The importance of tea had developed into such a degree that it impacted the historical course of the world. Tea had become a basic element in North American colonial society so that in the 18th century, drinking tea in the morning at home and socially in the afternoon or early evening became an "established custom". A contemporary estimated that one third of the population drank tea twice a day. Some visitors left us vivid records about tea drinking in Pennsylvania and New York. “The favorite drink, especially after dinner, is tea.”

A Swedish traveler found that there was “hardly a farmer’s wife or a poor woman, who does not drink tea in the morning.” In Philadelphia the women would rather go without their dinners than without “a dish of tea.” The tea ceremony, with tea drinking, became the core of family life.

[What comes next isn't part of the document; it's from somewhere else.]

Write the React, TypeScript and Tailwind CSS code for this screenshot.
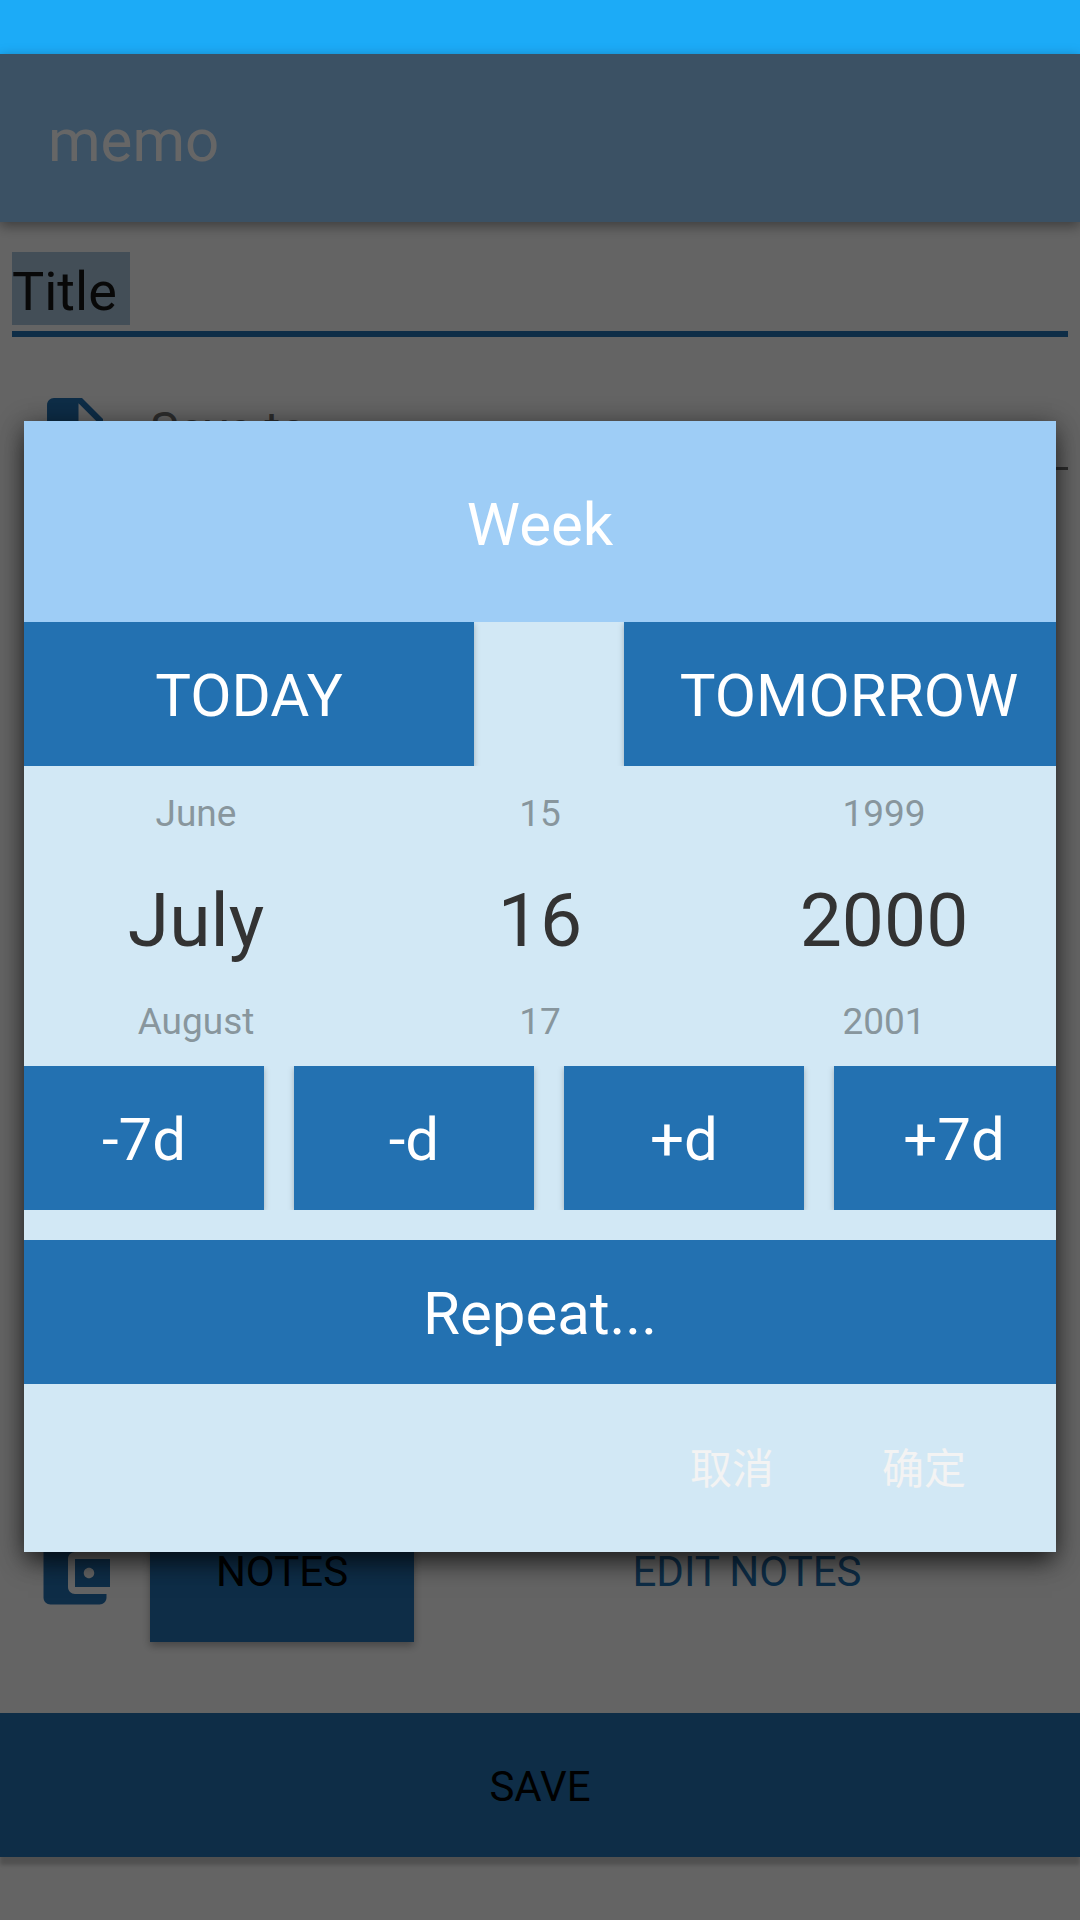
import { useState } from "react";

const MONTHS = [
  "January", "February", "March", "April", "May", "June",
  "July", "August", "September", "October", "November", "December",
];

function FileIcon() {
  return (
    <svg viewBox="0 0 24 24" className="size-[84px] fill-[#2371b1]" aria-hidden="true">
      <path d="M6 2c-1.1 0-1.99.9-1.99 2L4 20c0 1.1.89 2 1.99 2H18c1.1 0 2-.9 2-2V8l-6-6H6zm7 7V3.5L18.5 9H13z" />
    </svg>
  );
}

function WalletIcon() {
  return (
    <svg viewBox="0 0 24 24" className="size-[84px] fill-[#2371b1]" aria-hidden="true">
      <path d="M21 18v1c0 1.1-.9 2-2 2H5c-1.11 0-2-.9-2-2V5c0-1.1.89-2 2-2h14c1.1 0 2 .9 2 2v1h-9c-1.11 0-2 .9-2 2v8c0 1.1.89 2 2 2h9zm-9-2h10V8H12v8zm4-2.5c-.83 0-1.5-.67-1.5-1.5s.67-1.5 1.5-1.5 1.5.67 1.5 1.5-.67 1.5-1.5 1.5z" />
    </svg>
  );
}

type ColumnProps = {
  label: string;
  previous: string;
  value: string;
  next: string;
  onStep: (by: number) => void;
};

function PickerColumn({ label, previous, value, next, onStep }: ColumnProps) {
  return (
    <div className="flex min-w-0 flex-1 flex-col" role="group" aria-label={label}>
      <button type="button" onClick={() => onStep(-1)} className="h-24 text-[37px] leading-[96px] text-[#88969d]">
        {previous}
      </button>
      <input
        readOnly
        aria-label={label}
        value={value}
        className="h-[116px] w-full bg-transparent text-center text-[75px] leading-[116px] text-[#333333] outline-none"
      />
      <button type="button" onClick={() => onStep(1)} className="h-[88px] text-[37px] leading-[88px] text-[#88969d]">
        {next}
      </button>
    </div>
  );
}

function DateDialog() {
  const [date, setDate] = useState(new Date(2000, 6, 16));
  const y = date.getFullYear();
  const m = date.getMonth();
  const d = date.getDate();
  const shiftDays = (by: number) => setDate(new Date(y, m, d + by));
  const wide =
    "h-36 w-[450px] shrink-0 bg-[#2371b1] pt-1 text-[60px] text-white shadow-[0_2px_6px_rgba(0,0,0,0.25)]";
  const steps = [
    { label: "-7d", by: -7 },
    { label: "-d", by: -1 },
    { label: "+d", by: 1 },
    { label: "+7d", by: 7 },
  ];

  return (
    <section
      role="dialog"
      aria-modal="true"
      aria-labelledby="dialog-title"
      className="w-full bg-[#d2e8f5] shadow-[0_14px_24px_-4px_rgba(0,0,0,0.5),0_4px_24px_rgba(0,0,0,0.45)]"
    >
      <h2 id="dialog-title" className="flex h-[201px] items-center justify-center bg-[#9ecdf6] pt-1.5 text-[60px] text-white">
        Week
      </h2>
      <div className="flex justify-between gap-[150px] overflow-hidden">
        <button type="button" className={wide} onClick={() => setDate(new Date())}>
          TODAY
        </button>
        <button type="button" className={wide} onClick={() => shiftDays(1)}>
          TOMORROW
        </button>
      </div>
      <div className="flex">
        <PickerColumn
          label="Month"
          previous={MONTHS[(m + 11) % 12]}
          value={MONTHS[m]}
          next={MONTHS[(m + 1) % 12]}
          onStep={(by) => setDate(new Date(y, m + by, d))}
        />
        <PickerColumn
          label="Day"
          previous={String(new Date(y, m, d - 1).getDate())}
          value={String(d)}
          next={String(new Date(y, m, d + 1).getDate())}
          onStep={shiftDays}
        />
        <PickerColumn
          label="Year"
          previous={String(y - 1)}
          value={String(y)}
          next={String(y + 1)}
          onStep={(by) => setDate(new Date(y + by, m, d))}
        />
      </div>
      <div className="flex gap-[30px] overflow-hidden">
        {steps.map((s) => (
          <button
            key={s.label}
            type="button"
            onClick={() => shiftDays(s.by)}
            className="h-36 w-60 shrink-0 bg-[#2371b1] pt-1 text-[60px] text-white shadow-[0_2px_6px_rgba(0,0,0,0.25)]"
          >
            {s.label}
          </button>
        ))}
      </div>
      <button type="button" className="mt-[30px] block h-36 w-full bg-[#2371b1] pt-1 text-[60px] text-white">
        Repeat...
      </button>
      <div className="flex h-[168px] items-center justify-end px-9 text-[42px] text-[#f3f3f3]">
        <button type="button" className="h-36 w-48 pt-0.5">取消</button>
        <button type="button" className="h-36 w-48 pt-0.5">确定</button>
      </div>
    </section>
  );
}

export default function App() {
  return (
    <div className="relative flex min-h-screen flex-col overflow-hidden bg-[#fafafa] font-['Roboto','Noto_Sans_CJK_SC',sans-serif]">
      <div className="h-[54px] shrink-0 bg-[#1cabf7]" />
      <header className="flex h-[168px] shrink-0 items-center bg-[#94caf9] px-12 pt-1.5 shadow-[0_4px_12px_rgba(0,0,0,0.4)]">
        <h1 className="text-[60px] text-white">memo</h1>
      </header>
      <main className="flex flex-1 flex-col">
        <div className="mx-3 mt-[30px] border-b-6 border-[#2371b1] pb-[6px]">
          <input
            aria-label="Title"
            defaultValue="Title "
            className="block h-[73px] w-[118px] bg-[#a8c3da] pt-[5px] text-[54px] text-[#141414] outline-none"
          />
        </div>
        <div className="mt-[54px] flex">
          <div className="flex w-[150px] justify-center">
            <FileIcon />
          </div>
          <input
            aria-label="Save to"
            placeholder="Save to"
            className="mr-3 h-[79px] min-w-0 flex-1 border-b-3 border-[#707070] bg-transparent text-[48px] outline-none placeholder:text-[#707070]"
          />
        </div>
        <div className="mt-auto flex h-36 items-center">
          <div className="flex w-[150px] justify-center pt-1.5">
            <WalletIcon />
          </div>
          <button type="button" className="h-36 w-[264px] bg-[#2371b1] pt-0.5 text-[42px] text-black shadow-[0_4px_8px_rgba(0,0,0,0.3)]">
            NOTES
          </button>
          <div className="flex flex-1 justify-center">
            <button type="button" className="h-36 pt-0.5 text-[42px] text-[#2371b1]">
              EDIT NOTES
            </button>
          </div>
        </div>
        <button type="button" className="mt-[71px] mb-[63px] h-36 w-full bg-[#2371b1] pt-0.5 text-[42px] text-black shadow-[0_8px_4px_rgba(0,0,0,0.2)]">
          SAVE
        </button>
      </main>
      <div className="absolute inset-x-0 top-[54px] bottom-0 flex items-center overflow-hidden bg-black/60 px-6 pb-px">
        <DateDialog />
      </div>
    </div>
  );
}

Wednesday, September 5, 2012

278. Ginseng, Tea and American Revolution


The Ginseng drive also helped popularize the tea drinking from upper class to the rest of the society. Tea drinking in the colonies had been very popular before the huge amount of teas shipped directly by the citizens of the United States. The British carried the habit from England to North America, and the colonists quickly adopted their tastes for tea. Tea houses following London models became powerful social catalysts, providing an excellent forum for the exchange of ideas and the distribution of news.

Indeed, the taxes that the British imposed on the colonists’ tea spurred their demands for independence in the American Revolution. However, before 1784, tea was mainly a luxury reserved for affluent colonists due to its high price. However, large amounts of tea carried over oceans from China to North America by the Empress of China and other American ships after 1784 popularized the drink by making more affordable to ordinary Americans.